To properly calculate overtime, employers must first determine the regular rate of pay. This seems simple, but it isn’t.
Employers have struggled for decades to understand the complexity of calculating the “regular rate” under federal law when commissions, non-discretionary bonuses, on-call and other compensation are tied to the workweek.
For employees paid hourly, the Virginia law provides that the “regular rate” shall include the hourly rate of pay plus any other non-overtime wages paid or allocated for that workweek, excluding any amounts that are excluded from the regular rate by the FLSA, divided by the total number of hours worked in that workweek. This appears to generally be consistent with federal law, although defined differently.
The big concern is with salaried non-exempt employees.
Because the law requires that pay be calculated based on a 40-hour workweek and not all hours worked (as it is under federal law), the rate of pay will likely be higher, in some cases substantially.
Moreover, Virginia has taken away a pay methodology that many employers use.
Under federal law, the “fluctuating workweek” method of calculation can apply for non-exempt employees paid on a salary basis where their hours fluctuate week to week.
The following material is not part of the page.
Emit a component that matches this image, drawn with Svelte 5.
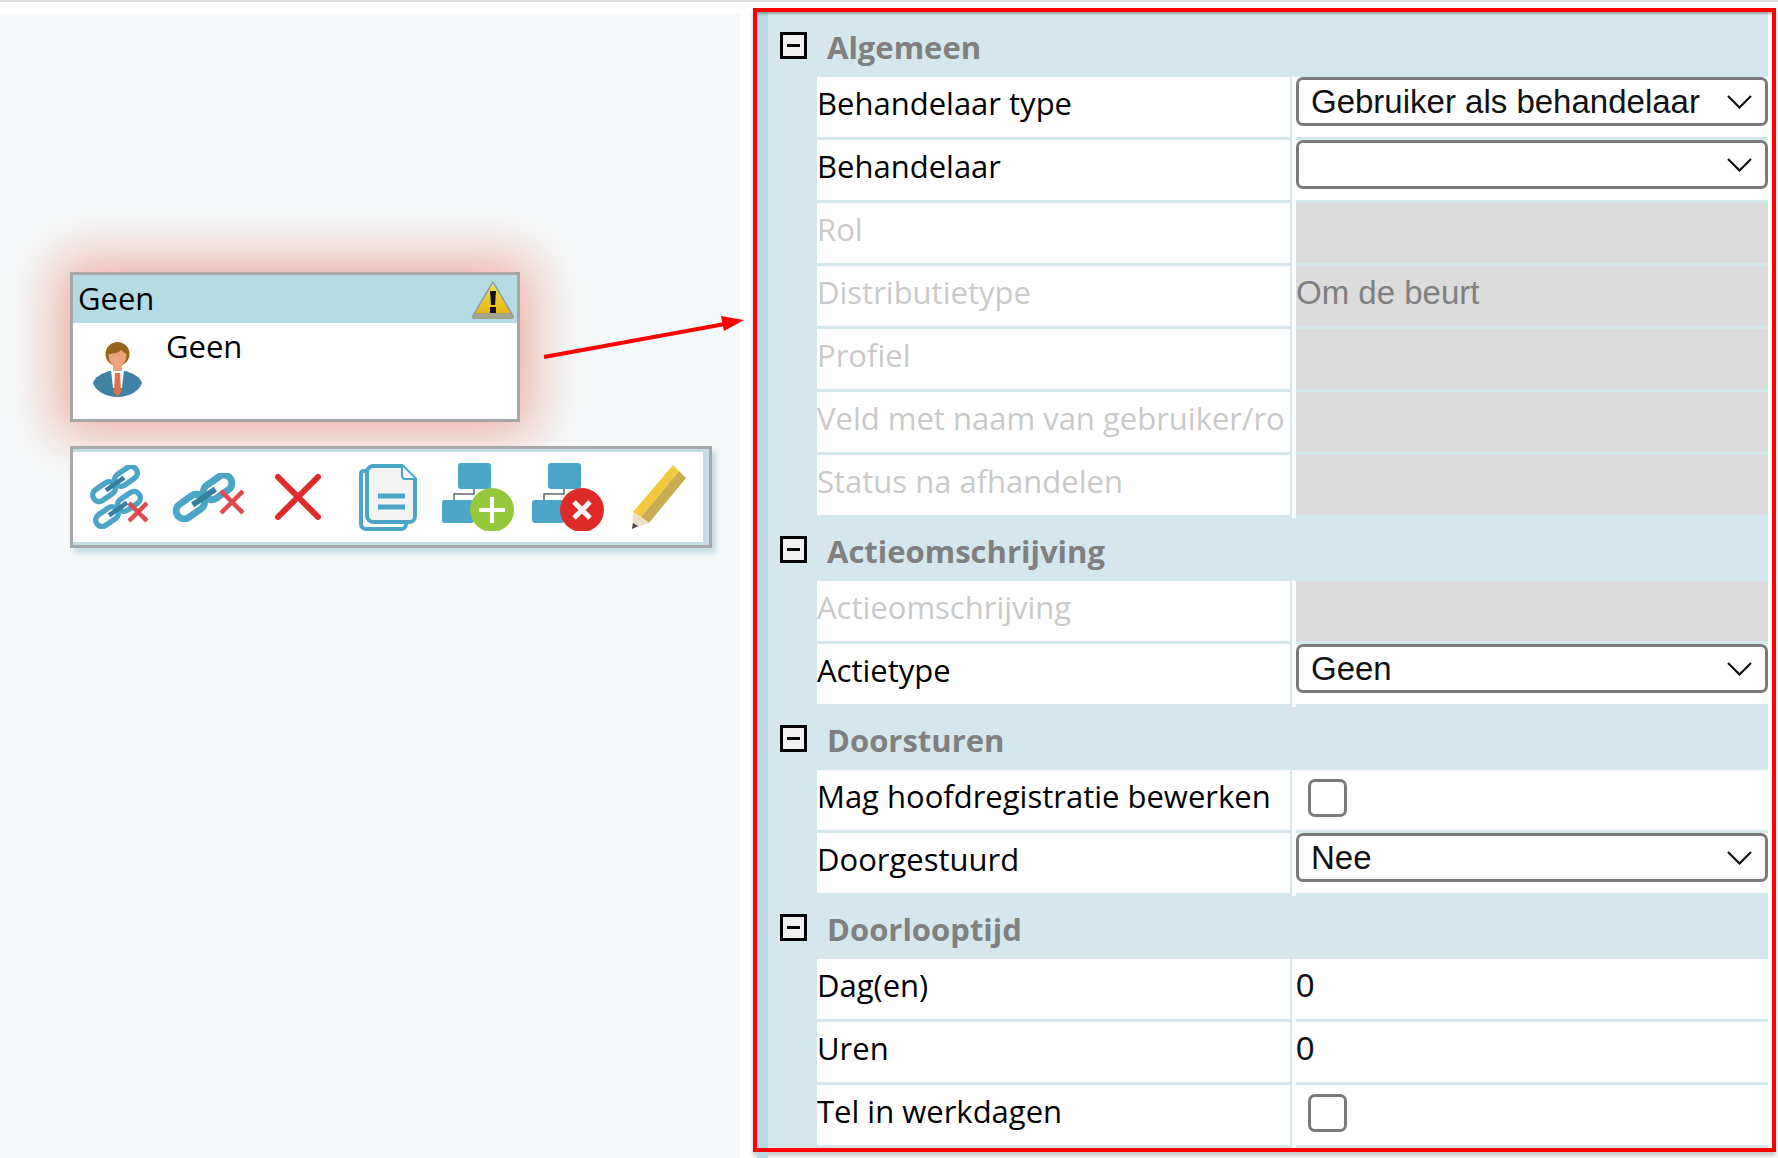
<script>
    const sections = [
        {
            title: 'Algemeen',
            rows: [
                { label: 'Behandelaar type', type: 'select', value: 'Gebruiker als behandelaar' },
                { label: 'Behandelaar', type: 'select', value: '' },
                { label: 'Rol', type: 'disabled', value: '' },
                { label: 'Distributietype', type: 'disabled', value: 'Om de beurt' },
                { label: 'Profiel', type: 'disabled', value: '' },
                { label: 'Veld met naam van gebruiker/rol', type: 'disabled', value: '' },
                { label: 'Status na afhandelen', type: 'disabled', value: '' }
            ]
        },
        {
            title: 'Actieomschrijving',
            rows: [
                { label: 'Actieomschrijving', type: 'disabled', value: '' },
                { label: 'Actietype', type: 'select', value: 'Geen' }
            ]
        },
        {
            title: 'Doorsturen',
            rows: [
                { label: 'Mag hoofdregistratie bewerken', type: 'check' },
                { label: 'Doorgestuurd', type: 'select', value: 'Nee' }
            ]
        },
        {
            title: 'Doorlooptijd',
            rows: [
                { label: 'Dag(en)', type: 'text', value: '0' },
                { label: 'Uren', type: 'text', value: '0' },
                { label: 'Tel in werkdagen', type: 'check' }
            ]
        }
    ];
</script>

{#snippet chain(x, y, s)}
    <g transform="translate({x} {y}) rotate(-35) scale({s})" fill="none">
        <rect x="-28" y="-7" width="27" height="14" rx="7" stroke="#4ba5c6" stroke-width="6" />
        <rect x="1" y="-7" width="27" height="14" rx="7" stroke="#4ba5c6" stroke-width="6" />
        <path d="M-12 0H12" stroke="#357f9f" stroke-width="5" />
    </g>
{/snippet}

{#snippet cross(x, y, r)}
    <path d="M{x - r} {y - r}L{x + r} {y + r}M{x + r} {y - r}L{x - r} {y + r}" stroke="#df4a50" stroke-width="4.500" />
{/snippet}

{#snippet network()}
    <rect x="16" y="0" width="33" height="26" rx="3" fill="#4ba5c6" />
    <rect x="0" y="37" width="32" height="23" rx="3" fill="#4ba5c6" />
    <path d="M32 26V31H12V37" fill="none" stroke="#666" stroke-width="1.5" />
{/snippet}

<div class="topline"></div>
<div class="page">
    <div class="canvas">
        <div class="card">
            <div class="card-head">
                <span>Geen</span>
                <svg class="warn" width="42" height="39" viewBox="0 0 42 39">
                    <defs>
                        <linearGradient id="warnfill" x1="0" y1="0" x2="0" y2="1">
                            <stop offset="0" stop-color="#f8e24a" />
                            <stop offset="1" stop-color="#e3b60e" />
                        </linearGradient>
                    </defs>
                    <path d="M21 1L40 33H2Z" fill="url(#warnfill)" stroke="#8d9cb0" stroke-width="1.5" stroke-linejoin="round" />
                    <rect x="0" y="33" width="42" height="5" rx="2" fill="#a3a58e" />
                    <path d="M18 10H24L23 24H19Z" fill="#111" />
                    <rect x="18" y="26" width="6" height="6" fill="#111" />
                </svg>
            </div>
            <div class="card-body">
                <svg width="49" height="56" viewBox="0 0 49 56">
                    <path d="M16 29C8 32 2 35 0 41C2 48 12 55 24.500 55C37 55 47 48 49 41C47 35 41 32 33 29Z" fill="#3f82a3" />
                    <path d="M18 28H31L29 46H20Z" fill="#fff" />
                    <path d="M22 31H27L28 50L24.500 55L21 50Z" fill="#e2704a" />
                    <rect x="20" y="20" width="9" height="9" fill="#eca27a" />
                    <circle cx="24.500" cy="12" r="12" fill="#96651c" />
                    <path d="M15.500 12C19 12 26 11 28 8C30 10 32 11 33.500 12C33.500 20 29 25 24.500 25C20 25 15.500 20 15.500 12Z" fill="#eca27a" />
                </svg>
                <span>Geen</span>
            </div>
        </div>

        <div class="toolbar">
            <div class="slot">
                <svg width="60" height="64" viewBox="0 0 60 64">
                    {@render chain(27, 19, 0.92)}
                    {@render chain(30, 44, 0.92)}
                    {@render cross(50, 47, 9)}
                </svg>
            </div>
            <div class="slot">
                <svg width="72" height="49" viewBox="0 0 72 49">
                    {@render chain(32, 24, 1.15)}
                    {@render cross(60, 29, 11)}
                </svg>
            </div>
            <div class="slot">
                <svg width="48" height="48" viewBox="0 0 48 48">
                    <path d="M4 4L44 44M44 4L4 44" stroke="#df2a2a" stroke-width="6" stroke-linecap="round" />
                </svg>
            </div>
            <div class="slot">
                <svg width="58" height="67" viewBox="0 0 58 67">
                    <path d="M8 7H5C3 7 2 8 2 10V60C2 63 4 65 7 65H42C45 65 47 63 47 60" fill="none" stroke="#4ba5c6" stroke-width="4" />
                    <path d="M14 2H43L56 15V52C56 55 54 58 51 58H14C11 58 8 55 8 52V8C8 5 11 2 14 2Z" fill="#f3f3f3" stroke="#4ba5c6" stroke-width="4" />
                    <path d="M43 2V11C43 14 44 15 46 15H56" fill="#fff" stroke="#4ba5c6" stroke-width="2" />
                    <path d="M19 32H46M19 43H46" stroke="#4ba5c6" stroke-width="5" />
                </svg>
            </div>
            <div class="slot">
                <svg width="72" height="68" viewBox="0 0 72 68">
                    {@render network()}
                    <circle cx="50" cy="47" r="22" fill="#94c83d" />
                    <path d="M50 34V60M37 47H63" stroke="#fff" stroke-width="4" />
                </svg>
            </div>
            <div class="slot">
                <svg width="72" height="68" viewBox="0 0 72 68">
                    {@render network()}
                    <circle cx="50" cy="47" r="22" fill="#df2a2a" />
                    <path d="M42 39L58 55M58 39L42 55" stroke="#fff" stroke-width="5" />
                </svg>
            </div>
            <div class="slot">
                <svg width="55" height="65" viewBox="0 0 55 65">
                    <path d="M2 47L18 58L1 64Z" fill="#e8e0c8" />
                    <path d="M1 64L2 58L7 61Z" fill="#444" />
                    <path d="M42 0L2 47L10 52L48 6Z" fill="#f3c93c" />
                    <path d="M48 6L10 52L18 58L55 13Z" fill="#c9ad52" />
                </svg>
            </div>
        </div>
    </div>

    <div class="panel">
        {#each sections as section}
            <div class="section">
                <div class="section-head">
                    <span class="toggle"></span>
                    <h3>{section.title}</h3>
                </div>
                {#each section.rows as row}
                    <div class="row">
                        <div class="label" class:off={row.type === 'disabled'}><span>{row.label}</span></div>
                        <div class="value-col">
                            <div class="value" class:grey={row.type === 'disabled'}>
                                {#if row.type === 'select'}
                                    <div class="select">
                                        <span>{row.value}</span>
                                        <svg width="25" height="14" viewBox="0 0 25 14">
                                            <path d="M1 1L12.500 12.500L24 1" fill="none" stroke="#111" stroke-width="2.200" />
                                        </svg>
                                    </div>
                                {:else if row.type === 'check'}
                                    <div class="check"></div>
                                {:else}
                                    <span class="text">{row.value}</span>
                                {/if}
                            </div>
                        </div>
                    </div>
                {/each}
            </div>
        {/each}
    </div>

    <svg class="arrow" width="220" height="60" viewBox="0 0 220 60">
        <path d="M4 47L185 14" stroke="#f00" stroke-width="4" />
        <path d="M204 10L181 6L184 21Z" fill="#f00" />
    </svg>
</div>

<style>
    :global(body) {
        background: #fff;
    }
    .topline {
        height: 2px;
        background: #dcdcdc;
    }
    .page {
        position: relative;
        display: flex;
        height: 1156px;
        overflow: hidden;
        font-family: "Open Sans", sans-serif;
        color: #000;
    }
    .canvas {
        width: 740px;
        margin-top: 12px;
        padding: 258px 0 0 70px;
        box-sizing: border-box;
        background: #f5f9fa;
    }
    .card {
        width: 450px;
        height: 150px;
        box-sizing: border-box;
        border: 3px solid #a8a8a8;
        background: #fff;
        box-shadow: 0 0 50px 12px rgba(230, 100, 75, 0.52);
        font-size: 31px;
    }
    .card-head {
        display: flex;
        justify-content: space-between;
        align-items: center;
        height: 48px;
        padding: 0 3px 0 5px;
        background: #b5dbe4;
    }
    .card-head span {
        margin-bottom: 3px;
    }
    .warn {
        margin-top: 3px;
        filter: blur(0.5px);
    }
    .card-body {
        display: flex;
        align-items: flex-start;
        padding: 19px 0 0 20px;
    }
    .card-body svg {
        filter: blur(0.5px);
    }
    .card-body span {
        margin: -17px 0 0 24px;
    }
    .toolbar {
        display: flex;
        width: 642px;
        height: 102px;
        margin-top: 24px;
        box-sizing: border-box;
        border: 3px solid #a8a8a8;
        background: #fff;
        box-shadow: inset -6px 0 0 #c5dde4, inset 0 3px 0 #c5dde4, inset 0 -3px 0 #c5dde4, 4px 5px 5px #c5dde4;
    }
    .slot {
        display: flex;
        justify-content: center;
        align-items: center;
        width: 90px;
        flex: none;
    }
    .slot svg {
        filter: blur(0.7px);
    }
    .panel {
        position: relative;
        width: 1023px;
        height: 1144px;
        margin: 6px 0 0 13px;
        box-sizing: border-box;
        border: 4px solid #f00;
        background: #d5e7ed;
        box-shadow: inset 0 3px 2px -1px rgba(90, 90, 90, 0.45), inset 11px 0 0 #b5dae4, inset -4px 0 0 #fff, 0 4px 4px #c9c9c9;
    }
    .panel::after {
        content: "";
        position: absolute;
        left: 0;
        top: calc(100% + 4px);
        width: 11px;
        height: 8px;
        background: #b5dae4;
    }
    .section-head {
        display: flex;
        align-items: flex-start;
        height: 63px;
    }
    .section:first-child .section-head {
        height: 65px;
    }
    .toggle {
        position: relative;
        width: 27px;
        height: 27px;
        margin: 18px 0 0 23px;
        box-sizing: border-box;
        border: 3px solid #000;
        background: #f0f0f0;
    }
    .section:first-child .toggle {
        margin-top: 20px;
    }
    .toggle::after {
        content: "";
        position: absolute;
        left: 4px;
        right: 4px;
        top: 9px;
        height: 3px;
        background: #000;
    }
    h3 {
        margin: 10px 0 0 20px;
        font-size: 31px;
        font-weight: 700;
        color: #808080;
        line-height: 46px;
    }
    .section:first-child h3 {
        margin-top: 12px;
    }
    .row {
        display: flex;
        height: 63px;
        padding-left: 60px;
    }
    .label {
        display: flex;
        align-items: center;
        width: 473px;
        height: 60px;
        padding-bottom: 8px;
        box-sizing: border-box;
        background: #fff;
        font-size: 31px;
        white-space: nowrap;
    }
    .label span {
        max-width: 469px;
        overflow: hidden;
    }
    .label.off {
        color: #c9c9c9;
    }
    .value-col {
        width: 476px;
        margin-left: 2px;
        padding-left: 4px;
        box-sizing: border-box;
        background: #fff;
    }
    .value {
        display: flex;
        align-items: center;
        height: 63px;
        box-sizing: border-box;
        border-bottom: 3px solid #d5e7ed;
        background: #fff;
        font-family: "Liberation Sans", sans-serif;
        font-size: 33px;
        color: #111;
    }
    .value.grey {
        background: #dcdcdc;
        color: #808080;
    }
    .text {
        margin-bottom: 7px;
    }
    .select {
        display: flex;
        justify-content: space-between;
        align-items: center;
        width: 100%;
        height: 49px;
        margin-bottom: 11px;
        padding: 0 13px 0 12px;
        box-sizing: border-box;
        border: 3px solid #7a7a7a;
        border-radius: 7px;
        background: #fff;
    }
    .check {
        width: 39px;
        height: 38px;
        margin: 0 0 4px 12px;
        box-sizing: border-box;
        border: 3px solid #7a7a7a;
        border-radius: 7px;
        background: #fff;
    }
    .arrow {
        position: absolute;
        left: 540px;
        top: 308px;
    }
</style>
When those employees work more than 40 hours in a workweek, they are paid half time and not time and a half for overtime.
Employees under this scenario enjoy the certainty of pay and flexibility of hours.
In addition, employers relied upon this calculation when it inadvertently misclassified an employee as exempt.
The fluctuating workweek calculation appears to be non-existent under the new Virginia law.
Virginia law also expands the statute of limitations from two years under the FLSA (with a three-year statute of limitations only for willful violations) to three years.
Violations include civil or criminal penalties.
Employees can bring individual or collective actions.
Employers can be liable for wages owed, as well as liquidated damages (two times what is owed), interest, attorney’s fees and costs. Under federal law, employers can argue that it acted in good faith to avoid the liquidated damages. This is not an option under Virginia law.
For willful violations, the law states, “If the court finds that the employer knowingly failed to pay wages to an employee in accordance with this section, the court shall award the employee an amount equal to triple the amount of wages due and reasonable attorney fees and costs.”
Police and fire have separate provisions, including those outlined in federal law.
Employers need to immediately review their pay practices, and make sure that all exempt employees are properly classified. Paying a salary isn’t enough. It depends on a duties test outlined under the FLSA.
For non-exempt employees, employers must align their pay practices with these new provisions.